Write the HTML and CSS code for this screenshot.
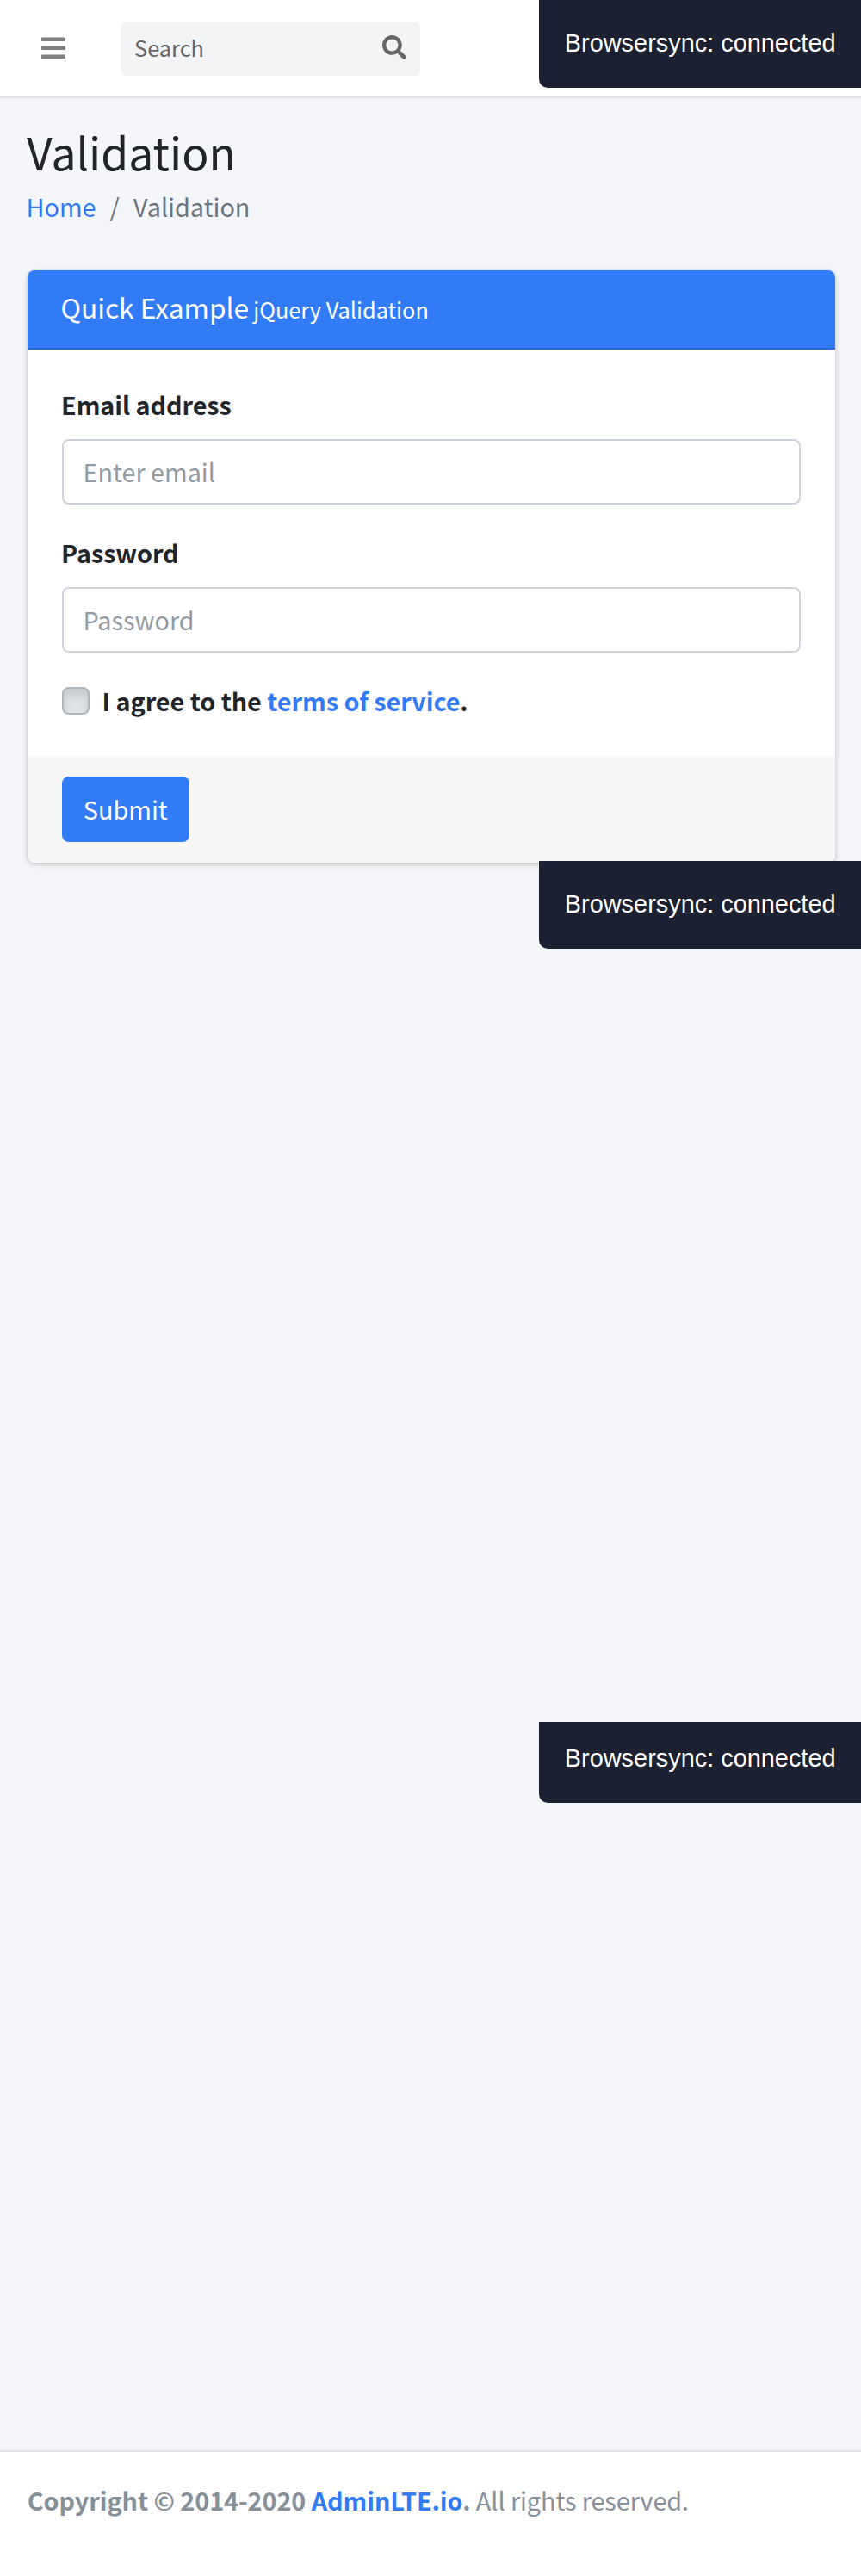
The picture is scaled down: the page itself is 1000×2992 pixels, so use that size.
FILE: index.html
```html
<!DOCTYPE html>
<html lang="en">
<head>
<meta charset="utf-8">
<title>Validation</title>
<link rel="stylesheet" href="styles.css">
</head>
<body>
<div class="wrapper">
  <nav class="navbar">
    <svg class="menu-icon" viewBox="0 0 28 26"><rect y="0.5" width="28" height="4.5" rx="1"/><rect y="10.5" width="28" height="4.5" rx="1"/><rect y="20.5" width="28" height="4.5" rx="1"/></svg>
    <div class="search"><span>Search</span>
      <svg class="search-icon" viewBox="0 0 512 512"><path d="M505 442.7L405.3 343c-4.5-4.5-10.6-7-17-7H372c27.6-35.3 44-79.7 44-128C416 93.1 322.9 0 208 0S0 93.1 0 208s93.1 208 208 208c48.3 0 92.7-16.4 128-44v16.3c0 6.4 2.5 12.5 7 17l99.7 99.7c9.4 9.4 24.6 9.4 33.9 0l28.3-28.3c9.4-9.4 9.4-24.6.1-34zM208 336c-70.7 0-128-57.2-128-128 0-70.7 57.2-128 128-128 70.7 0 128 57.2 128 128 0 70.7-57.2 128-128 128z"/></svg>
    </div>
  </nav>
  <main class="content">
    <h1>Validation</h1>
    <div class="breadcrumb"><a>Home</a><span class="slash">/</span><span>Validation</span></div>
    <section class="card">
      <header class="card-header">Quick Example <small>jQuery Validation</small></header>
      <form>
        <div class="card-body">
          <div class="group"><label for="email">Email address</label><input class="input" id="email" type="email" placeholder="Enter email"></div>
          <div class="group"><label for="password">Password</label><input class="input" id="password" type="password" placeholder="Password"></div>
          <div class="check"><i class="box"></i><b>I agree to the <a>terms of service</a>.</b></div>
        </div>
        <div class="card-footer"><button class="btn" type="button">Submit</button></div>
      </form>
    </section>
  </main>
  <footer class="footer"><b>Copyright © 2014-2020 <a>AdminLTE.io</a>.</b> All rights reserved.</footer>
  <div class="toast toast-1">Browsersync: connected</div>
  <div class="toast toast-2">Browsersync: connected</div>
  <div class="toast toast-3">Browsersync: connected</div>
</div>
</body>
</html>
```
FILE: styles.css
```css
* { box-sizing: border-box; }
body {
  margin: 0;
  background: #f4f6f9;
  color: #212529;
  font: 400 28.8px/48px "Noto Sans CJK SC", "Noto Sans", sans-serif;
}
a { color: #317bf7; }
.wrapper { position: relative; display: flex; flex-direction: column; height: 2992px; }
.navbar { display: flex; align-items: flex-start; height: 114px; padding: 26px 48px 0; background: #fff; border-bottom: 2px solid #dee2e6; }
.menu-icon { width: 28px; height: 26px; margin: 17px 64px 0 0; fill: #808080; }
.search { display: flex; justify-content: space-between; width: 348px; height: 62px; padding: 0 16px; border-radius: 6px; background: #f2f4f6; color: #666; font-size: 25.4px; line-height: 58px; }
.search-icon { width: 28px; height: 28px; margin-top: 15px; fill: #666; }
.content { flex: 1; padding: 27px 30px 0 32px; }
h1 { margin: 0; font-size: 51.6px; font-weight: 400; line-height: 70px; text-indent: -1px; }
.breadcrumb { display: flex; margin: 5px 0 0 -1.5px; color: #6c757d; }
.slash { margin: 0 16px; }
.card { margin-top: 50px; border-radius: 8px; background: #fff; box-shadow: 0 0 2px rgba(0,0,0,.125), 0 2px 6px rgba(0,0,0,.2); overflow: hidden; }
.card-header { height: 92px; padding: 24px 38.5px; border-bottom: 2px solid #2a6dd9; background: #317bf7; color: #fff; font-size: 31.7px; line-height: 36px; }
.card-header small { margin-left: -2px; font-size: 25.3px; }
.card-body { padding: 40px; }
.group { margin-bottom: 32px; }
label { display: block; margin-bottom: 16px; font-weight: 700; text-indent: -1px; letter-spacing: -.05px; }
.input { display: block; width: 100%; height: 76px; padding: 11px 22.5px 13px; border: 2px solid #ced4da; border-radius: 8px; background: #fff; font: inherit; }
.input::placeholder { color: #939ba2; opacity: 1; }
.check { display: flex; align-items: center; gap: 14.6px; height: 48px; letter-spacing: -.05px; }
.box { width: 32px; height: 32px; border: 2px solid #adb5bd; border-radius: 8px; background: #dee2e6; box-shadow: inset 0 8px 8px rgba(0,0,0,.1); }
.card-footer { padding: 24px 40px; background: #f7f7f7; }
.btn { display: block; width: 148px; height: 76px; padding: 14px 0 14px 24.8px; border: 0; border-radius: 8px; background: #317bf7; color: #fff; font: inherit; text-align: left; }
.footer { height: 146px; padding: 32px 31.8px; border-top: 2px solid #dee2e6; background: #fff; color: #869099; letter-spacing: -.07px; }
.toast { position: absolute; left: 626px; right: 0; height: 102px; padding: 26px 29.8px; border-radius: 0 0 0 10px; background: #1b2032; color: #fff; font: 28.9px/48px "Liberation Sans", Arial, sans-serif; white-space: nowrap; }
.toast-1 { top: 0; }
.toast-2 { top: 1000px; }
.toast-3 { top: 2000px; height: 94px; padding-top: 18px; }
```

------------------------------------------------------------

* [Problem to solve]
Leave out the pictures and print every line of the data exactly.

* [Task result]
Write the HTML and CSS code for this screenshot.
The picture is scaled down: the page itself is 1000×2992 pixels, so use that size.
FILE: index.html
```html
<!DOCTYPE html>
<html lang="en">
<head>
<meta charset="utf-8">
<title>Validation</title>
<link rel="stylesheet" href="styles.css">
</head>
<body>
<div class="wrapper">
  <nav class="navbar">
    <svg class="menu-icon" viewBox="0 0 28 26"><rect y="0.5" width="28" height="4.5" rx="1"/><rect y="10.5" width="28" height="4.5" rx="1"/><rect y="20.5" width="28" height="4.5" rx="1"/></svg>
    <div class="search"><span>Search</span>
      <svg class="search-icon" viewBox="0 0 512 512"><path d="M505 442.7L405.3 343c-4.5-4.5-10.6-7-17-7H372c27.6-35.3 44-79.7 44-128C416 93.1 322.9 0 208 0S0 93.1 0 208s93.1 208 208 208c48.3 0 92.7-16.4 128-44v16.3c0 6.4 2.5 12.5 7 17l99.7 99.7c9.4 9.4 24.6 9.4 33.9 0l28.3-28.3c9.4-9.4 9.4-24.6.1-34zM208 336c-70.7 0-128-57.2-128-128 0-70.7 57.2-128 128-128 70.7 0 128 57.2 128 128 0 70.7-57.2 128-128 128z"/></svg>
    </div>
  </nav>
  <main class="content">
    <h1>Validation</h1>
    <div class="breadcrumb"><a>Home</a><span class="slash">/</span><span>Validation</span></div>
    <section class="card">
      <header class="card-header">Quick Example <small>jQuery Validation</small></header>
      <form>
        <div class="card-body">
          <div class="group"><label for="email">Email address</label><input class="input" id="email" type="email" placeholder="Enter email"></div>
          <div class="group"><label for="password">Password</label><input class="input" id="password" type="password" placeholder="Password"></div>
          <div class="check"><i class="box"></i><b>I agree to the <a>terms of service</a>.</b></div>
        </div>
        <div class="card-footer"><button class="btn" type="button">Submit</button></div>
      </form>
    </section>
  </main>
  <footer class="footer"><b>Copyright © 2014-2020 <a>AdminLTE.io</a>.</b> All rights reserved.</footer>
  <div class="toast toast-1">Browsersync: connected</div>
  <div class="toast toast-2">Browsersync: connected</div>
  <div class="toast toast-3">Browsersync: connected</div>
</div>
</body>
</html>
```
FILE: styles.css
```css
* { box-sizing: border-box; }
body {
  margin: 0;
  background: #f4f6f9;
  color: #212529;
  font: 400 28.8px/48px "Noto Sans CJK SC", "Noto Sans", sans-serif;
}
a { color: #317bf7; }
.wrapper { position: relative; display: flex; flex-direction: column; height: 2992px; }
.navbar { display: flex; align-items: flex-start; height: 114px; padding: 26px 48px 0; background: #fff; border-bottom: 2px solid #dee2e6; }
.menu-icon { width: 28px; height: 26px; margin: 17px 64px 0 0; fill: #808080; }
.search { display: flex; justify-content: space-between; width: 348px; height: 62px; padding: 0 16px; border-radius: 6px; background: #f2f4f6; color: #666; font-size: 25.4px; line-height: 58px; }
.search-icon { width: 28px; height: 28px; margin-top: 15px; fill: #666; }
.content { flex: 1; padding: 27px 30px 0 32px; }
h1 { margin: 0; font-size: 51.6px; font-weight: 400; line-height: 70px; text-indent: -1px; }
.breadcrumb { display: flex; margin: 5px 0 0 -1.5px; color: #6c757d; }
.slash { margin: 0 16px; }
.card { margin-top: 50px; border-radius: 8px; background: #fff; box-shadow: 0 0 2px rgba(0,0,0,.125), 0 2px 6px rgba(0,0,0,.2); overflow: hidden; }
.card-header { height: 92px; padding: 24px 38.5px; border-bottom: 2px solid #2a6dd9; background: #317bf7; color: #fff; font-size: 31.7px; line-height: 36px; }
.card-header small { margin-left: -2px; font-size: 25.3px; }
.card-body { padding: 40px; }
.group { margin-bottom: 32px; }
label { display: block; margin-bottom: 16px; font-weight: 700; text-indent: -1px; letter-spacing: -.05px; }
.input { display: block; width: 100%; height: 76px; padding: 11px 22.5px 13px; border: 2px solid #ced4da; border-radius: 8px; background: #fff; font: inherit; }
.input::placeholder { color: #939ba2; opacity: 1; }
.check { display: flex; align-items: center; gap: 14.6px; height: 48px; letter-spacing: -.05px; }
.box { width: 32px; height: 32px; border: 2px solid #adb5bd; border-radius: 8px; background: #dee2e6; box-shadow: inset 0 8px 8px rgba(0,0,0,.1); }
.card-footer { padding: 24px 40px; background: #f7f7f7; }
.btn { display: block; width: 148px; height: 76px; padding: 14px 0 14px 24.8px; border: 0; border-radius: 8px; background: #317bf7; color: #fff; font: inherit; text-align: left; }
.footer { height: 146px; padding: 32px 31.8px; border-top: 2px solid #dee2e6; background: #fff; color: #869099; letter-spacing: -.07px; }
.toast { position: absolute; left: 626px; right: 0; height: 102px; padding: 26px 29.8px; border-radius: 0 0 0 10px; background: #1b2032; color: #fff; font: 28.9px/48px "Liberation Sans", Arial, sans-serif; white-space: nowrap; }
.toast-1 { top: 0; }
.toast-2 { top: 1000px; }
.toast-3 { top: 2000px; height: 94px; padding-top: 18px; }
```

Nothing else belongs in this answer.